第2は69年の佐藤・ニクソン共同声明だ。第4項で米国は「中華民国に対する条約上の義務を遵守(じゅんしゅ)する」、日本は「台湾地域における平和と安全の維持も日本の安全にとつてきわめて重要な要素」と述べている。
最後は72年の日中共同声明だ。第3項で日本は(台湾が中国の領土の一部であるとの)中国政府の「立場を十分理解し、尊重し、ポツダム宣言第8項に基づく立場を堅持する」と述べている。

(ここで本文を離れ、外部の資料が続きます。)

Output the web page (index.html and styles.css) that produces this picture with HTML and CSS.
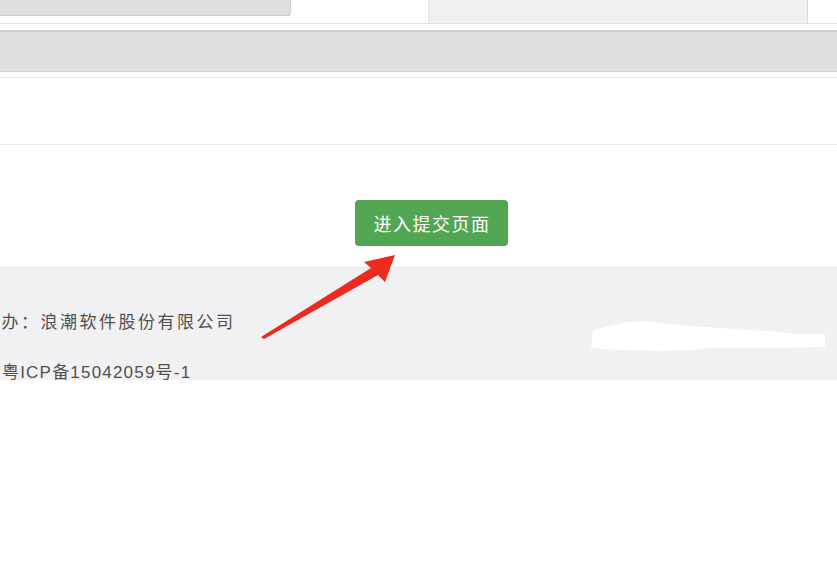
FILE: index.html
```html
<!DOCTYPE html>
<html lang="zh-CN">
<head>
  <meta charset="UTF-8">
  <meta name="viewport" content="width=device-width, initial-scale=1.0">
  <title>进入提交页面</title>
  <link rel="stylesheet" href="styles.css">
</head>
<body>
  <div class="page">
    <div class="topbar">
      <div class="tab-left"></div>
      <div class="tab-gap"></div>
      <div class="tab-right"></div>
    </div>
    <div class="band"></div>
    <div class="sub-line"></div>
    <div class="content">
      <div class="btn-row">
        <button class="submit-btn">进入提交页面</button>
      </div>
    </div>
    <div class="footer">
      <p class="footer-line first">主办：浪潮软件股份有限公司</p>
      <p class="footer-line">粤ICP备15042059号-1</p>
      <!-- redacted block -->
      <svg class="redact" width="240" height="45" viewBox="0 0 240 45">
        <polygon points="4,20 38,12 56,11 100,16 145,19 180,21 208,24 236,24 236,37 170,38 120,38 106,40 74,41 30,40 2,38" fill="#fff"/>
      </svg>
    </div>
    <div class="blank"></div>
    <!-- red arrow pointing at the button -->
    <svg class="arrow" width="837" height="562" viewBox="0 0 837 562">
      <polygon points="261,337 371,268 364,262 395,255 385,282 378,275 264,339" fill="#ec2a1f"/>
    </svg>
  </div>
</body>
</html>
```

FILE: styles.css
```css
body {
  margin: 0;
  background-color: #fff;
  font-family: "Liberation Sans", "Noto Sans CJK SC", sans-serif;
}
.page {
  position: relative;
  width: 837px;
  height: 562px;
  overflow: hidden;
}
.topbar {
  display: flex;
  height: 23px;
  border-bottom: 1px solid #e2e2e2;
}
.tab-left {
  width: 290px;
  height: 15px;
  background-color: #dedede;
  border-right: 1px solid #cfcfcf;
  border-bottom: 1px solid #cdcdcd;
  border-bottom-right-radius: 3px;
}
.tab-gap {
  width: 137px;
}
.tab-right {
  width: 378px;
  height: 23px;
  background-color: #f0f0f0;
  border-left: 1px solid #e4e4e4;
  border-right: 1px solid #d8d8d8;
}
.band {
  margin-top: 6px;
  height: 39px;
  background-color: #dfdfdf;
  border-top: 2px solid #cfcfcf;
  border-bottom: 1px solid #d2d2d2;
}
.sub-line {
  margin-top: 5px;
  height: 1px;
  background-color: #e6e6e6;
}
.content {
  margin-top: 66px;
  border-top: 1px solid #e6e6e6;
  height: 122px;
}
.btn-row {
  padding-top: 55px;
  padding-left: 355px;
}
.submit-btn {
  width: 153px;
  height: 46px;
  border: none;
  border-radius: 4px;
  background-color: #52a653;
  color: #fff;
  font-family: "Noto Sans CJK SC", sans-serif;
  font-size: 18px;
  letter-spacing: 1.5px;
  padding: 0 0 0 1px;
}
.footer {
  position: relative;
  height: 113px;
  background-color: #f1f1f3;
  border-top: 1px solid #e9e9ea;
  box-sizing: border-box;
}
.footer-line {
  margin: 0;
  color: #505050;
  font-family: "Liberation Sans", "Noto Sans CJK SC", sans-serif;
  font-size: 17px;
  letter-spacing: 2.5px;
  line-height: 22px;
  white-space: nowrap;
}
.footer-line.first {
  padding-top: 44px;
  margin-left: -18px;
}
.footer-line + .footer-line {
  margin-top: 28px;
  margin-left: 2px;
  letter-spacing: 1.2px;
}
.redact {
  position: absolute;
  left: 589px;
  top: 42px;
}
.arrow {
  position: absolute;
  left: 0;
  top: 0;
  pointer-events: none;
}
```
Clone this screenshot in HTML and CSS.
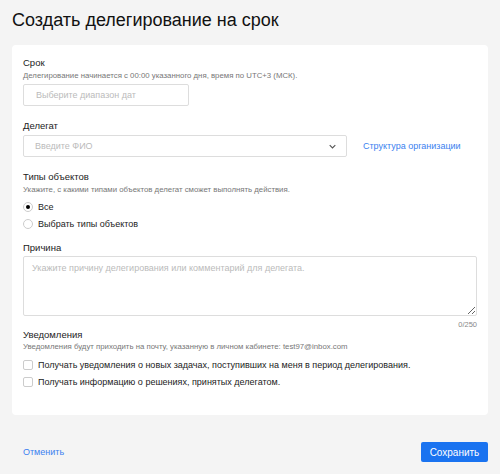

第1の統一見解は今も生きている。在日米軍は台湾への武力攻撃に対する防衛に寄与する使命を持っている。第2の日米共同声明も同様だ。今の米国に「中華民国」への条約上の義務はないが、「台湾関係法」という国内法上の義務はある。日本にとっても、台湾の平和と安全が脅かされれ
ば、日本の安全に「きわめて重要」となるのだ。
それは違うぞ、日中共同声明で日本は中国の立場を「十分理解し尊重」しているではないか、との反論もあろう。だが、第3項は日本が中国の主張自体を認めた趣旨ではない。72年の上海コミュニケでも米側は「両岸のすべての中国人が中国は一つであり、台湾は中国の一部であると主張していることを認識(アクノレッジ)する」としか述べていない。米国は、中国が主張するという事実こそ認めたが、主張内容自体を認めてはいないのだ。日本の考え方も基本的には同様である。
いやいや73年(※2)、大平正芳外相は台湾問題が「基本的には中国の国内問題」だと答弁しているではないかとの反論もあろう。実はこの答弁にも深い意味がある。日本の希望は台湾問題の平和的解決であり、中台が話し合いで統一される限りは「国内問題」、結果として中台統一が実現すれば日本はこれを受け入れる。他方、中国が武力による統一を試みた結果武力紛争が発生すれば、話はまるで違ってくる、ということだ。
今回の「歴史的」中台首脳会談は双方の戦術的判断の結果であって、戦略的方針変更ではない。
日本は台湾との自由貿易協定や台湾のTPP(環太平洋戦略的経済連携協定)加盟など、これまで通り台湾との経済関係拡大を進めていくべきだ。中台どちらが正しいかは歴史が決めるだろう。
【プロフィル】宮家邦彦
みやけ・くにひこ 昭和28(1953)年、神奈川県出身。栄光学園高、東京大学法学部卒。53年外務省入省。中東1長、在中国大使館公使、中東アフリカ局参事官などを歴任し、平成17年退官。第1次安倍内閣では首相公邸連絡調整官を務めた。現在、立命館大学客員教授、キヤノングローバル戦略研究所研究主幹。
※1:「中華民国の支配下にある地域」を「台湾地域」と読み替えるべきものとすること、「極東」の範囲に関する政府統一見解については、平成8年5月に自民党の山本拓衆議院議員が行った質問主意書および政府の答弁書を参照。
※2:産経新聞に問い合わせたところ、11月16日に著者の宮家氏から本会事務局へ直接連絡があり、73年の表記は誤りで、正確には72年11月8日、衆議院予算委員会における大平正芳外相の答弁だったとのこと。